10. Action – The final stage of facing racism is Action. I like to call this phase, “So Now What?” Now that you have admitted that racism is real, now what? What do you do with this reality? Now isn’t the time to sit and do nothing. Do something! Stand up. Speak out. Advocate for others. Donate your time. Give resources. Attend a local meeting that focuses on race relations. Read. Educate yourself. Equip yourself to speak to those that are where you once were when it comes to facing racism. Get comfortable being uncomfortable. Check yourself. Understand that people are in different phases of facing racism. Listen. Don’t assume because you now understand that racism is, in fact, real, that you are the spokesperson for race relations. Some people have been in this fight for justice for a long time. Listen to them and learn from them.

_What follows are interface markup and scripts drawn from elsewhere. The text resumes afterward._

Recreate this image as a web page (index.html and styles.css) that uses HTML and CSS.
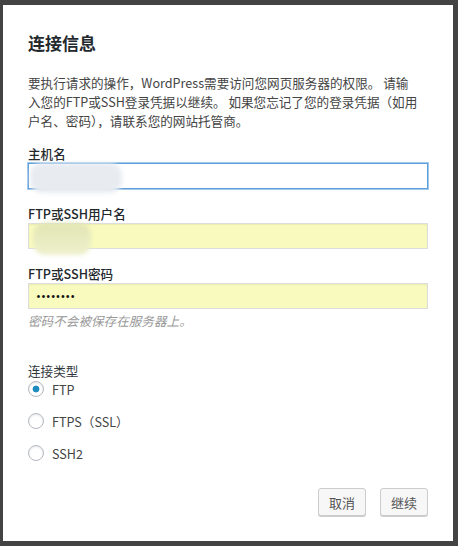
FILE: index.html
```html
<!DOCTYPE html>
<html>
<head>
    <meta charset="utf-8" />
    <title>连接信息</title>
    <link rel="stylesheet" href="styles.css">
</head>
<body>
    <div class="overlay">
        <div class="dialog">
            <h2 class="title">连接信息</h2>
            <p class="intro">要执行请求的操作，WordPress需要访问您网页服务器的权限。 请输<br>入您的FTP或SSH登录凭据以继续。 如果您忘记了您的登录凭据（如用<br>户名、密码），请联系您的网站托管商。</p>

            <div class="field first">
                <label for="hostname">主机名</label>
                <div class="box">
                    <input id="hostname" class="focused" type="text">
                    <span class="smudge smudge-host"></span>
                </div>
            </div>

            <div class="field">
                <label for="username">FTP或SSH用户名</label>
                <div class="box">
                    <input id="username" class="autofill" type="text">
                    <span class="smudge smudge-user"></span>
                </div>
            </div>

            <div class="field">
                <label for="password">FTP或SSH密码</label>
                <div class="box">
                    <input id="password" class="autofill secret" type="password" value="abcdefgh">
                </div>
                <p class="hint">密码不会被保存在服务器上。</p>
            </div>

            <div class="conn">
                <div class="conn-title">连接类型</div>
                <label class="radio-row"><input type="radio" name="type" checked> FTP</label>
                <label class="radio-row"><input type="radio" name="type"> FTPS（SSL）</label>
                <label class="radio-row"><input type="radio" name="type"> SSH2</label>
            </div>

            <div class="actions">
                <button class="btn">取消</button>
                <button class="btn">继续</button>
            </div>
        </div>
    </div>
</body>
</html>
```

FILE: styles.css
```css
body {
    margin: 0;
    background: #434343;
    font-family: "Noto Sans CJK SC", "Open Sans", sans-serif;
}

.overlay {
    padding: 5px 5px 5px 3px;
}

.dialog {
    background: #fff;
    width: 450px;
    height: 536px;
    box-sizing: border-box;
    padding: 26px 25px 25px 25px;
    display: flex;
    flex-direction: column;
}

.title {
    margin: 0;
    font-size: 17px;
    line-height: 24px;
    font-weight: bold;
    color: #23282d;
}

.intro {
    margin: 18px 0 0;
    font-size: 12.6px;
    line-height: 19px;
    color: #444;
}

.field {
    margin-top: 15px;
}

.field.first {
    margin-top: 14px;
}

.field label {
    display: block;
    font-size: 12.6px;
    line-height: 19px;
    font-weight: 500;
    color: #23282d;
}

.box {
    position: relative;
}

.box input {
    display: block;
    width: 100%;
    height: 26px;
    box-sizing: border-box;
    margin: 0;
    padding: 0 7px;
    border: 1px solid #ddd;
    box-shadow: inset 0 1px 2px rgba(0, 0, 0, 0.07);
    background: #fff;
    font-family: inherit;
    font-size: 13px;
    color: #32373c;
    outline: none;
}

.box input.focused {
    border-color: #5b9dd9;
    box-shadow: 0 0 0 1px rgba(91, 157, 217, 0.55);
}

.box input.autofill {
    background: #f9fbbe;
}

.box input.secret {
    font-family: "Open Sans", sans-serif;
    color: #111;
}

.smudge {
    position: absolute;
    border-radius: 12px;
    filter: blur(2px);
}

.smudge-host {
    left: 2px;
    top: 0;
    width: 92px;
    height: 30px;
    background: #e8ecf1;
}

.smudge-user {
    left: 5px;
    top: 0;
    width: 58px;
    height: 32px;
    background: linear-gradient(to bottom, #e2e5b3, #eff1cd);
}

.hint {
    margin: 2px 0 0;
    font-size: 12.6px;
    line-height: 19px;
    font-style: italic;
    color: #999;
}

.conn {
    margin-top: 31px;
}

.conn-title {
    font-size: 12.6px;
    line-height: 19px;
    color: #32373c;
}

.radio-row {
    display: flex;
    align-items: center;
    gap: 8px;
    height: 18px;
    margin-top: 14px;
    font-size: 12.6px;
    color: #444;
}

.conn-title + .radio-row {
    margin-top: 0;
}

.radio-row input {
    appearance: none;
    -webkit-appearance: none;
    width: 16px;
    height: 16px;
    margin: 0;
    border: 1px solid #b4b9be;
    border-radius: 50%;
    background: #fff;
    box-shadow: inset 0 1px 2px rgba(0, 0, 0, 0.1);
}

.radio-row input:checked {
    background: radial-gradient(circle, #1e8cbe 0 3px, #fff 3.8px);
}

.actions {
    margin-top: auto;
    display: flex;
    justify-content: flex-end;
    gap: 14px;
}

.btn {
    height: 28px;
    padding: 0 10px;
    border: 1px solid #ccc;
    border-radius: 3px;
    background: #f7f7f7;
    box-shadow: 0 1px 0 #ccc;
    font-family: inherit;
    font-size: 13px;
    color: #555;
}
```
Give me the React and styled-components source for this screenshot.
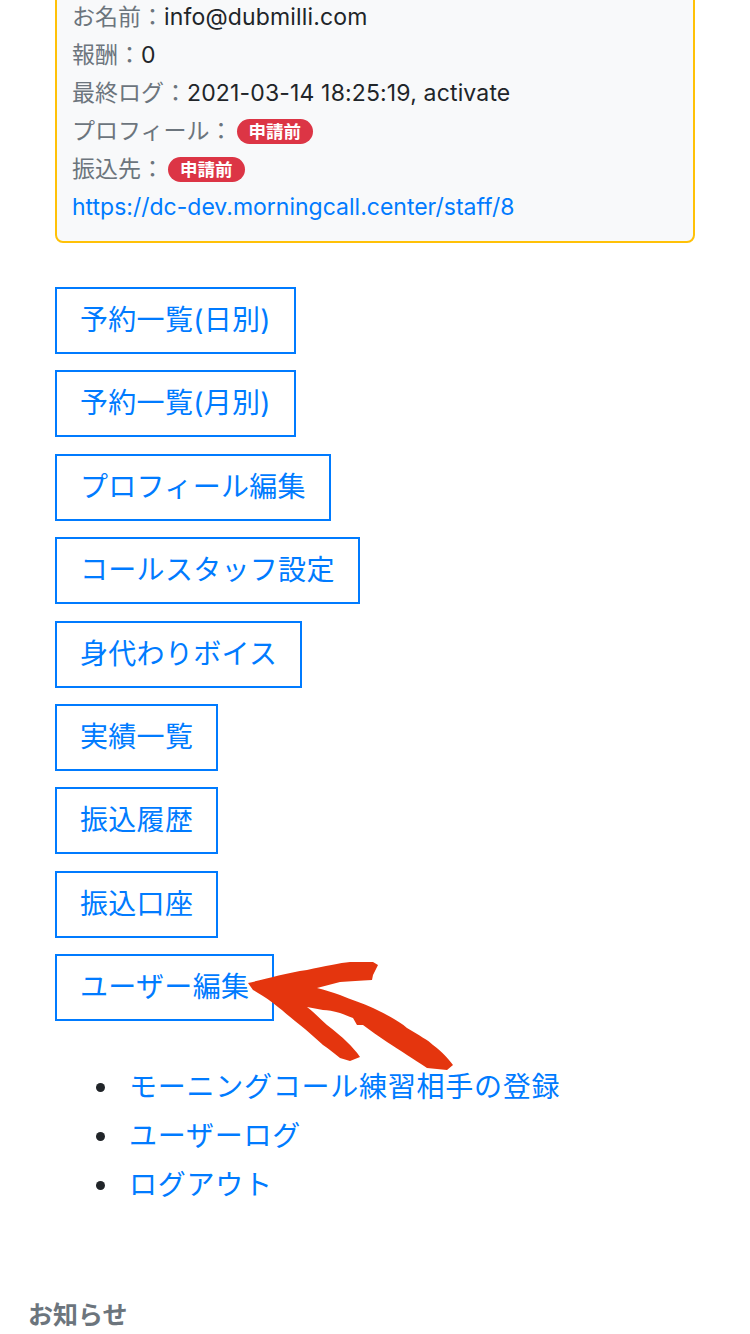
import React from "react";
import styled, { createGlobalStyle } from "styled-components";

const GlobalStyle = createGlobalStyle`
  html, body { margin: 0; padding: 0; background: #ffffff; }
  body {
    font-family: Inter, "Noto Sans CJK JP", sans-serif;
    color: #212529;
  }
`;

const Page = styled.div`
  position: relative;
  display: flow-root;
  width: 750px;
  min-height: 1334px;
  overflow: hidden;
`;

const Section = styled.div`
  padding: 0 55px;
`;

const Card = styled.div`
  margin-top: -19px;
  border: 2px solid #ffc107;
  border-radius: 8px;
  background: #f8f9fa;
  padding: 15px 15px 15px;
`;

const Line = styled.div`
  font-size: 23px;
  line-height: 38px;
  white-space: nowrap;
`;

const Label = styled.span`
  color: #6c757d;
`;

const Value = styled.span`
  color: #212529;
  letter-spacing: 0.15px;
`;

const Link = styled.a`
  color: #007bff;
  text-decoration: none;
`;

const Badge = styled.span`
  display: inline-block;
  margin-left: 4px;
  padding: 4px 12px;
  border-radius: 999px;
  background: #dc3545;
  color: #ffffff;
  font-size: 17.5px;
  font-weight: 700;
  line-height: 17px;
  vertical-align: 1px;
`;

const ButtonList = styled.div`
  margin-top: 44px;
  display: flex;
  flex-direction: column;
  align-items: flex-start;
  gap: 16.4px;
`;

const OutlineButton = styled.a`
  display: inline-block;
  border: 2px solid #007bff;
  color: #007bff;
  font-size: 28px;
  line-height: 39px;
  padding: 12px 23px;
  letter-spacing: 0.3px;
  text-decoration: none;
  white-space: nowrap;
`;

const Menu = styled.ul`
  margin: 42px 0 0;
  padding-left: 66px;
  list-style: disc;
`;

const MenuItem = styled.li`
  padding-left: 8px;
  font-size: 28px;
  line-height: 49px;
  color: #212529;
`;

const MenuLink = styled.a`
  color: #007bff;
  text-decoration: none;
  letter-spacing: 0.75px;
`;

const NoticeTitle = styled.h5`
  margin: 86px 0 0;
  padding-left: 28px;
  font-size: 25px;
  line-height: 38px;
  font-weight: 700;
  color: #6c757d;
`;

const ArrowSvg = styled.svg`
  position: absolute;
  left: 240px;
  top: 955px;
  width: 225px;
  height: 120px;
  pointer-events: none;
`;

const buttons = [
  "予約一覧(日別)",
  "予約一覧(月別)",
  "プロフィール編集",
  "コールスタッフ設定",
  "身代わりボイス",
  "実績一覧",
  "振込履歴",
  "振込口座",
  "ユーザー編集",
];

const links = ["モーニングコール練習相手の登録", "ユーザーログ", "ログアウト"];

function Arrow() {
  return (
    <ArrowSvg viewBox="240 955 225 120" xmlns="http://www.w3.org/2000/svg">
      <path
        fill="#e4350e"
        d="M248,983
           C262,980 285,973 307,970
           C325,966 340,963 350,962
           L373,962 L378,965
           L373,975 L372,980
           C360,981 350,981 340,982
           L317,988
           C325,990 332,992 340,995
           C352,1000 362,1003 373,1008
           C390,1016 400,1022 407,1028
           C420,1036 428,1040 433,1045
           C442,1052 448,1058 453,1065
           L447,1070 L427,1068
           C420,1063 413,1059 407,1055
           C400,1050 393,1046 387,1042
           C378,1036 370,1030 363,1025
           L357,1025 L353,1018
           C348,1016 345,1015 340,1013
           C333,1011 328,1010 323,1010
           L307,1007
           C315,1013 320,1019 327,1025
           C335,1031 342,1037 347,1042
           C352,1047 356,1051 360,1057
           L350,1061 L340,1058
           C334,1053 329,1049 323,1045
           C315,1038 308,1031 300,1025
           C290,1017 282,1010 273,1003
           C265,997 258,993 253,990 Z"
      />
    </ArrowSvg>
  );
}

export default function App() {
  return (
    <>
      <GlobalStyle />
      <Page>
        <Section>
          <Card>
            <Line>
              <Label>お名前：</Label>
              <Value>info@dubmilli.com</Value>
            </Line>
            <Line>
              <Label>報酬：</Label>
              <Value>0</Value>
            </Line>
            <Line>
              <Label>最終ログ：</Label>
              <Value>2021-03-14 18:25:19, activate</Value>
            </Line>
            <Line>
              <Label>プロフィール：</Label>
              <Badge>申請前</Badge>
            </Line>
            <Line>
              <Label>振込先：</Label>
              <Badge>申請前</Badge>
            </Line>
            <Line>
              <Link href="#">https://dc-dev.morningcall.center/staff/8</Link>
            </Line>
          </Card>

          <ButtonList>
            {buttons.map((b) => (
              <OutlineButton key={b} href="#">
                {b}
              </OutlineButton>
            ))}
          </ButtonList>

          <Menu>
            {links.map((l) => (
              <MenuItem key={l}>
                <MenuLink href="#">{l}</MenuLink>
              </MenuItem>
            ))}
          </Menu>
        </Section>

        <NoticeTitle>お知らせ</NoticeTitle>
        <Arrow />
      </Page>
    </>
  );
}
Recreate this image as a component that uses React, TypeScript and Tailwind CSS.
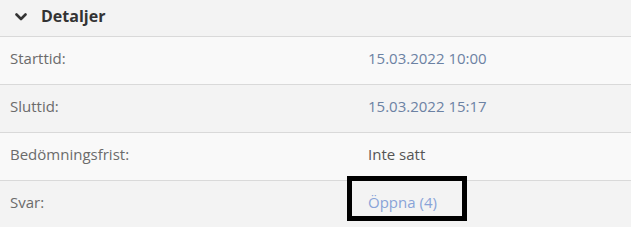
import React from "react";

const rows: { label: string; value: string; kind: "date" | "plain" | "link" }[] = [
  { label: "Starttid:", value: "15.03.2022 10:00", kind: "date" },
  { label: "Sluttid:", value: "15.03.2022 15:17", kind: "date" },
  { label: "Bedömningsfrist:", value: "Inte satt", kind: "plain" },
  { label: "Svar:", value: "Öppna (4)", kind: "link" },
];

export default function App() {
  return (
    <div
      className="w-[631px] h-[227px] overflow-hidden bg-[#f3f3f3]"
      style={{ fontFamily: '"Open Sans", "Noto Sans", sans-serif' }}
    >
      <div className="h-[37px] flex items-center border-b border-[#d9d9d9] bg-[#f3f3f3]">
        <svg className="ml-[15px] mt-[-3px]" width="12" height="8" viewBox="0 0 12 8">
          <polyline points="1.5,1.5 6,6 10.5,1.5" fill="none" stroke="#333" strokeWidth="2.6" strokeLinecap="round" strokeLinejoin="round" />
        </svg>
        <span className="ml-[14px] mt-[-5px] text-[16px] font-bold text-[#333]">Detaljer</span>
      </div>
      {rows.map((r, i) => (
        <div
          key={r.label}
          className={`h-[48px] pb-[6px] grid grid-cols-[368px_1fr] items-center text-[15px] leading-[20px] ${i < 3 ? "border-b border-[#d9d9d9]" : ""} ${i % 2 === 0 ? "bg-[#f9f9f9]" : "bg-[#f3f3f3]"}`}
        >
          <span className="pl-[10px] text-[#6b6b6b]">{r.label}</span>
          {r.kind === "date" && <span className="text-[#6c82a3]">{r.value}</span>}
          {r.kind === "plain" && <span className="text-[#555]">{r.value}</span>}
          {r.kind === "link" && (
            <span className="relative w-fit text-[#89a3d8]">
              {r.value}
              <span className="absolute left-[-21px] top-[-16px] w-[120px] h-[45px] border-[5px] border-black" />
            </span>
          )}
        </div>
      ))}
    </div>
  );
}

Understanding these 10 stages of racism have helped me maintain my composure when I speak to people about racism. (Most times. I’m not perfect.) I used to get so upset when people would deflect or lash out in anger. Now I understand there are stages they must go through in order to get to accepting and facing racism. My job as a writer is to continue to hold up the mirror until they see themselves, face themselves, and are ready to accept the truth.